Zelenskyy seeks to escalate the war

With the signing of the memorandum in Iran, the attention of all major powers has shifted to Ukraine. In this context, we are witnessing an intensification of the war. Violence is escalating not only along the front lines, but also in attacks behind the front (strikes during the St. Petersburg Economic Forum, recent attacks in Moscow, the targeting of student dormitories and civilian infrastructure and a civilian Belarusian bus). These developments suggest that a broader plan is at play. There are indications that Zelenskyy is attempting to escalate the war, potentially widen its geographical scope, draw Belarus into the conflict, and provoke a harsher Russian response that could, in turn, pull NATO and European states more directly into the war. In this regard, particular attention should be paid to Zelenskyy’s reception in Kyiv of the so-called Belarusian opposition in exile, his increasingly confrontational rhetoric towards Minsk, the attack on a civilian Belarusian bus and strikes on refinery infrastructure.

NATO Summit and Türkiye

At this point, the NATO summit in Ankara on 7–8 July could prove significant. A degree of cosmetic fixes at the Summit may create an image of a “unified NATO”, after which various provocations could increase.

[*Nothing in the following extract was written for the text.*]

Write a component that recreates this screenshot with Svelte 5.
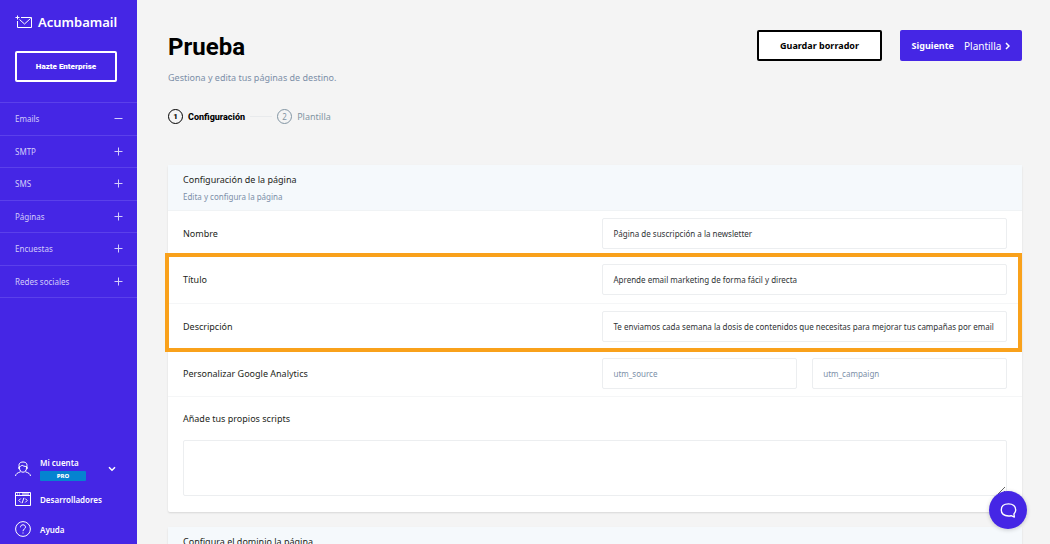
<script>
  let sections = $state([
    { name: 'Emails', open: true },
    { name: 'SMTP', open: false },
    { name: 'SMS', open: false },
    { name: 'Páginas', open: false },
    { name: 'Encuestas', open: false },
    { name: 'Redes sociales', open: false }
  ]);

  let nombre = $state('Página de suscripción a la newsletter');
  let titulo = $state('Aprende email marketing de forma fácil y directa');
  let descripcion = $state('Te enviamos cada semana la dosis de contenidos que necesitas para mejorar tus campañas por email');
  let utmSource = $state('');
  let utmCampaign = $state('');
  let scripts = $state('');
</script>

<div class="layout">
  <aside class="sidebar">
    <a class="brand" href="#inicio">
      <svg class="brand-icon" viewBox="0 0 18 14" aria-hidden="true">
        <path d="M6 2.5h10.5v10h-14V6" />
        <path d="M4.5 4.5l5 4.5 6-5.5" />
        <path d="M2.5 0.5v4M0.5 2.5h4" />
      </svg>
      <span>Acumbamail</span>
    </a>

    <button class="enterprise-btn">Hazte Enterprise</button>

    <nav class="nav">
      {#each sections as section}
        <button class="nav-item" onclick={() => (section.open = !section.open)}>
          <span>{section.name}</span>
          <svg class="toggle" viewBox="0 0 9 9" aria-hidden="true">
            <path d={section.open ? 'M0.5 4.5h8' : 'M0.5 4.5h8M4.5 0.5v8'} />
          </svg>
        </button>
      {/each}
    </nav>

    <!-- Account links -->
    <div class="account">
      <button class="account-item">
        <svg class="account-icon" viewBox="0 0 16 16" aria-hidden="true">
          <path d="M4.2 6C3.4 2.7 5 1 8 1s4.6 1.7 3.8 5" />
          <path d="M4.5 5.5v1.5c0 2.5 1.6 4.2 3.5 4.2s3.5-1.7 3.5-4.2V5.5C9.5 5.500 8 5 7 4 6.500 5 5.500 5.500 4.500 5.500z" />
          <path d="M4 6c-.8.2-.8 2 .6 2.2M12 6c.8.2.8 2-.6 2.2" />
          <path d="M0.5 15c.3-2.2 1.7-3 5.2-4.3M15.5 15c-.3-2.2-1.7-3-5.2-4.3" />
        </svg>
        <span class="account-name">
          <span>Mi cuenta</span>
          <span class="badge">PRO</span>
        </span>
        <svg class="chevron" viewBox="0 0 8 6" aria-hidden="true">
          <path d="M1 1.2l3 3 3-3" />
        </svg>
      </button>
      <a class="account-item" href="#desarrolladores">
        <svg class="account-icon" viewBox="0 0 16 16" aria-hidden="true">
          <path d="M0.5 1.5h15v13h-15zM0.5 4.5h15" />
          <path d="M2 3h1M4 3h1M7 3h7" />
          <path d="M5.8 7.5L3.8 9.5l2 2M10.2 7.5l2 2-2 2M8.9 6.8l-1.8 5.4" />
        </svg>
        <span>Desarrolladores</span>
      </a>
      <a class="account-item" href="#ayuda">
        <svg class="account-icon" viewBox="0 0 16 16" aria-hidden="true">
          <circle cx="8" cy="8" r="7.4" />
          <path d="M5.5 6.3C5.5 4.7 6.6 3.8 8 3.8s2.5.9 2.5 2.3C10.5 8 8 8 8 10.2" />
          <path d="M8 11.5v1" />
        </svg>
        <span>Ayuda</span>
      </a>
    </div>
  </aside>

  <main class="content">
    <header class="page-header">
      <div>
        <h1>Prueba</h1>
        <p class="subtitle">Gestiona y edita tus páginas de destino.</p>
      </div>
      <div class="actions">
        <button class="btn btn-outline">Guardar borrador</button>
        <button class="btn btn-primary">
          <strong>Siguiente</strong>
          <span class="next-step">
            Plantilla
            <svg class="next-icon" viewBox="0 0 5 8" aria-hidden="true">
              <path d="M1 1l3 3-3 3" />
            </svg>
          </span>
        </button>
      </div>
    </header>

    <ol class="steps">
      <li class="step active"><span class="step-num">1</span>Configuración</li>
      <li class="step"><span class="step-num">2</span>Plantilla</li>
    </ol>

    <section class="card">
      <div class="card-header">
        <h2>Configuración de la página</h2>
        <p>Edita y configura la página</p>
      </div>

      <div class="row">
        <label for="nombre">Nombre</label>
        <input id="nombre" type="text" bind:value={nombre} />
      </div>

      <div class="highlight">
        <div class="row">
          <label for="titulo">Título</label>
          <input id="titulo" type="text" bind:value={titulo} />
        </div>
        <div class="row">
          <label for="descripcion">Descripción</label>
          <input id="descripcion" type="text" bind:value={descripcion} />
        </div>
      </div>

      <div class="row">
        <label for="utm-source">Personalizar Google Analytics</label>
        <div class="utm">
          <input id="utm-source" type="text" placeholder="utm_source" bind:value={utmSource} />
          <input type="text" placeholder="utm_campaign" aria-label="utm_campaign" bind:value={utmCampaign} />
        </div>
      </div>

      <div class="scripts">
        <label for="scripts">Añade tus propios scripts</label>
        <textarea id="scripts" bind:value={scripts}></textarea>
      </div>
    </section>

    <section class="card">
      <div class="card-header">
        <h2>Configura el dominio la página</h2>
      </div>
    </section>
  </main>

  <button class="chat" aria-label="Chat">
    <svg viewBox="0 0 16 16" aria-hidden="true">
      <path d="M13.5 14.2l-.4-3C14.2 10.2 14.8 9 14.8 7.5c0-3.5-2.5-5.7-6.8-5.7S1.2 4 1.2 7.5s2.5 5.7 6.800 5.700c.9 0 1.700-.1 2.500-.3z" />
    </svg>
  </button>
</div>

<style>
  :global(body) {
    background: #f4f4f4;
  }

  .layout {
    --purple: #4526e5;
    --muted: #7c8fa8;
    --line: #eceef0;
    --bold-font: Roboto, 'Noto Sans', sans-serif;
    display: flex;
    height: 100vh;
    overflow: hidden;
    font-family: 'Noto Sans', 'Open Sans', sans-serif;
    font-size: 8px;
    color: #1d1f21;
  }

  button, input, textarea {
    font: inherit;
    box-sizing: border-box;
  }

  button {
    cursor: pointer;
  }

  a {
    color: inherit;
    text-decoration: none;
  }

  svg {
    fill: none;
    stroke: currentColor;
    flex-shrink: 0;
  }

  h1, h2, p, ol {
    margin: 0;
    padding: 0;
  }

  /* Sidebar */
  .sidebar {
    width: 137px;
    flex-shrink: 0;
    display: flex;
    flex-direction: column;
    background: var(--purple);
    color: #fff;
  }

  .brand {
    display: flex;
    align-items: center;
    gap: 5px;
    margin: 14px 0 13px 15px;
    font-size: 13px;
    font-weight: 600;
    line-height: 16px;
  }

  .brand-icon {
    width: 18px;
    height: 14px;
  }

  .enterprise-btn {
    height: 31px;
    margin: 8px 20px 20px 15px;
    padding: 0;
    background: transparent;
    border: 2px solid #fff;
    border-radius: 2px;
    color: #fff;
    font-family: var(--bold-font);
    font-weight: 900;
  }

  .nav {
    display: flex;
    flex-direction: column;
    height: 195px;
    border-top: 1px solid #5b40ea;
  }

  .nav-item {
    flex: 1;
    display: flex;
    align-items: center;
    justify-content: space-between;
    padding: 0 14px 0 15px;
    background: transparent;
    border: none;
    border-bottom: 1px solid #5b40ea;
    color: #d3ccfa;
  }

  .toggle {
    width: 9px;
    height: 9px;
  }

  .account {
    margin-top: auto;
    display: flex;
    flex-direction: column;
    padding: 0 21px 0 15px;
    font-weight: 600;
  }

  .account-item {
    display: flex;
    align-items: center;
    gap: 9px;
    height: 30px;
    padding: 0;
    background: transparent;
    border: none;
    color: #fff;
    text-align: left;
  }

  .account-icon {
    width: 16px;
    height: 16px;
    stroke-width: 1;
  }

  .account-name {
    display: flex;
    flex-direction: column;
    gap: 2px;
    line-height: 12px;
  }

  .badge {
    width: 46px;
    background: #0583d0;
    border-radius: 1px;
    font-size: 6px;
    font-weight: 800;
    line-height: 10px;
    text-align: center;
  }

  .chevron {
    width: 8px;
    height: 6px;
    margin-left: auto;
    stroke-width: 1.5;
  }

  /* Main column */
  .content {
    flex: 1;
    min-width: 0;
    padding: 30px 28px 0 31px;
    overflow: hidden;
  }

  .page-header {
    display: flex;
    justify-content: space-between;
    align-items: flex-start;
  }

  h1 {
    font-family: var(--bold-font);
    font-size: 24px;
    font-weight: 700;
    line-height: 34px;
    color: #000;
  }

  .subtitle {
    margin-top: 7px;
    font-size: 9px;
    line-height: 14px;
    color: var(--muted);
  }

  .actions {
    display: flex;
    gap: 18px;
  }

  .btn {
    display: flex;
    align-items: center;
    justify-content: center;
    gap: 10px;
    height: 31px;
    padding: 0 10px;
    border-radius: 2px;
    font-size: 9px;
  }

  .btn-outline {
    min-width: 125px;
    background: #fff;
    border: 2px solid #000;
    color: #000;
    font-weight: 700;
  }

  .btn-primary {
    min-width: 122px;
    background: var(--purple);
    border: none;
    color: #fff;
  }

  .next-step {
    display: flex;
    align-items: center;
    gap: 4px;
    font-size: 10px;
  }

  .next-icon {
    width: 5px;
    height: 8px;
    stroke-width: 1.5;
  }

  .steps {
    display: flex;
    align-items: center;
    margin: 24px 0 41px;
    list-style: none;
    font-size: 9px;
  }

  .step {
    display: flex;
    align-items: center;
    gap: 5px;
    color: #8295a3;
  }

  .step.active {
    color: #000;
    font-family: var(--bold-font);
    font-weight: 800;
  }

  .step.active::after {
    content: '';
    width: 22px;
    height: 1px;
    margin-right: 5px;
    background: #e8eaec;
  }

  .step-num {
    display: flex;
    align-items: center;
    justify-content: center;
    width: 15px;
    height: 15px;
    box-sizing: border-box;
    border: 1px solid currentColor;
    border-radius: 50%;
    font-size: 8px;
  }

  /* Cards */
  .card {
    margin-bottom: 15px;
    background: #fff;
    border-radius: 2px;
    box-shadow: 0 1px 2px rgba(0, 0, 0, 0.12);
  }

  .card-header {
    padding: 7px 15px 5px;
    background: #f5f9fc;
    border-bottom: 1px solid #f0f3f5;
  }

  h2, label {
    font-size: 9px;
    font-weight: 400;
    line-height: 16px;
  }

  .card-header p {
    margin-top: 1px;
    line-height: 16px;
    color: var(--muted);
  }

  .row {
    display: grid;
    grid-template-columns: minmax(0, 28fr) minmax(0, 27fr);
    align-items: center;
    padding: 7px 15px;
    border-bottom: 1px solid #f5f6f7;
  }

  .highlight {
    position: relative;
  }

  .highlight .row {
    padding-bottom: 8px;
  }

  .highlight::after {
    content: '';
    position: absolute;
    inset: -4px 0 -1px -3px;
    border: 4px solid #f9a11b;
    pointer-events: none;
  }

  input, textarea {
    width: 100%;
    background: #fff;
    border: 1px solid var(--line);
    border-radius: 2px;
    color: #2f3335;
    outline: none;
  }

  input {
    height: 31px;
    padding: 0 10px;
  }

  input::placeholder {
    color: var(--muted);
    opacity: 1;
  }

  .utm {
    display: grid;
    grid-template-columns: 1fr 1fr;
    gap: 15px;
  }

  .scripts {
    padding: 14px 15px 16px;
  }

  textarea {
    display: block;
    height: 56px;
    margin-top: 13px;
    padding: 8px 10px;
    resize: vertical;
  }

  .chat {
    position: fixed;
    right: 23px;
    bottom: 15px;
    display: flex;
    align-items: center;
    justify-content: center;
    width: 38px;
    height: 38px;
    padding: 0;
    background: var(--purple);
    border: none;
    border-radius: 50%;
    box-shadow: 0 1px 4px rgba(0, 0, 0, 0.2);
    color: #fff;
  }

  .chat svg {
    width: 17px;
    height: 17px;
    stroke-width: 1.3;
    stroke-linejoin: round;
  }
</style>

Türkiye’s stance will be decisive. The current orientation I have described -support for Ukraine, remaining silent in the face of actions directly targeting Türkiye, alignment with NATO’s policy line, participation in Trump-initiated projects in the South Caucasus, Syria and Palestine, and a renewed shift towards Western-led energy and nuclear frameworks- may not contribute to de-escalation- all this would further fuel escalation and expansion of the conflict. But if Türkiye pursues the opposite direction, cooperating with Russia, China, Iran, the Turkic world and the Islamic world, it could play a role in preventing further escalation of the war.